I've had the rather odd experience of having someone I was close too, go through a health problem that meant they were kind of intellectually impaired for awhile. The odd thing was, normally I wouldn't know what they were thinking, it could be anything, they're a complex adult, but they were down to such slow thoughts, and such a basic level of communication, that I pretty much knew how they were going to react to a room, new information, how they were interpreting a conversation. I ended up playing translator quite frequently, because whenever they got confused by what other people had said, I tended to know what they would have gotten confused by, and be able to explain. Thing is, to a lot of other people, who either didn't know them as well, or... well this is where we get into whether it was an IQ thing or not, but to other people their behaviour was very erratic and confused. To me, their behaviour got very, very predictable.
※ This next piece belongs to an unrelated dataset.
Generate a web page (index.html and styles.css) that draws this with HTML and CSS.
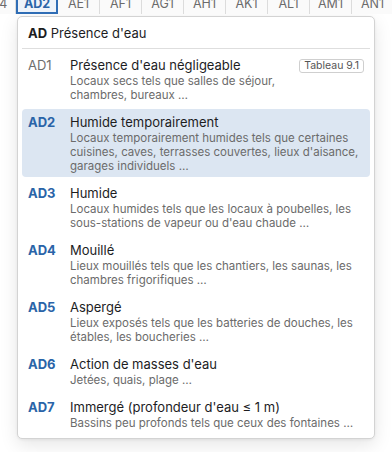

Anyway, it was good for our relationship, because they were relieved to have someone they could still communicate with in a non-stressful manner, and it was kind of odd, that when they got better, we were kind of back at the more distant/awkward communication, but having been through an interesting experience together.

I think if you consider Theory of Mind, communication is about how well you can predict the other persons mind to structure a message that will be interpreted well, and interpret the other persons message. If people are very similar, theory of mind is easier, less variables need to be adjusted for, if very different you need someone who is has that much better theory of mind skills that they can 'compensate' - and translate between the different mind-styles. And I've seen very, very bright people work really well with small children, the intellectually disabled, and those with mental health issues, because they were able to bridge the gap somehow.

The worst miscommunications are between people who think they are speaking the same 'language' - ie have a similar 'mind-style' and they don't. Dunning-kruger effect - too incompetent in each other's 'languages' to realise they are incompetent.